Tutorial 3: Affordable High-Performance Computing via ATM


Patrick W. Dowd, State University of New York at Buffalo
Saragur M. Srinidhi, NASA Lewis Research Center

ATM and cluster-based computing provide a possible solution to the need for supercomputing power without the economic implications. If a fraction of the idle CPU cycles of workstations could be harnessed together, it would be a very valuable resource. Cluster-computing is becoming increasingly important as evidenced by the number of large corporations who have recently replaced supercomputers with clusters. This tutorial begins with a description of ATM and proceeds to an introduction of distributed computing, including the software environment, such as message-passing libraries and other required-system level software. Specific examples are examined, and the advantages and disadvantages for both local cluster-based platforms and geographically distributed systems are quantified.

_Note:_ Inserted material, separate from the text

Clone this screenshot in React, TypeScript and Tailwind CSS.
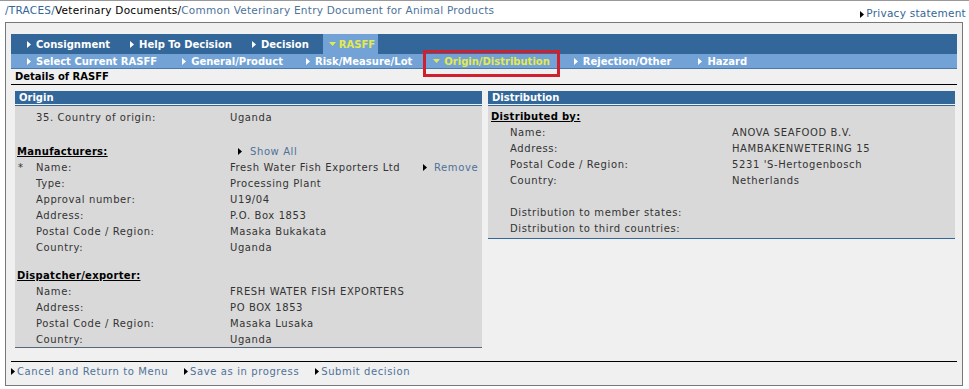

Patrick W. Dowd received a B.S.E.E. from the State University of New York at Buffalo, and the M.S. and Ph.D degrees in electrical engineering from Syracuse University. He was with the IBM Corporation as a staff engineer with System Design at the IBM Glendale Processor Development Laboratory. His main effort was in the area of processor communication subsystem design for future systems. Dowd joined the Department of Electrical and Computer Engineering at SUNY-Buffalo as an assistant professor in 1989. He is on the editorial board of the International Journal on Computer Simulation. He is a member of IEEE, ACM, and SPIE, with research interests in optical interconnects, distributed and parallel computer architectures, and computer communication.

Saragur M. Srinidhi received a B.E. in electronics and communications engineering from Bangalore University in India and M.S. and Ph.D degrees in electrical engineering from Cleveland State University. He is a former systems engineer in the Networks Group at HCL India, New Delhi, and was a telecommunication analyst with BP America. He joined Sterling Software's Scientific Systems Division in 1992 where he is a senior consulting engineer with the High-Performance Networks group at NASA Lewis Research Center in Cleveland, Ohio. He is a principle investigator for NASA's ACTS ATM experiments and is involved in prototyping wide-area ATM networking in support of dispersed computing. His research interests are in performance modeling, congestion control, and transport level issues in ATM. Srindhi is a member of the Graduate Faculty at Cleveland State University and a member of the IEEE and ACM.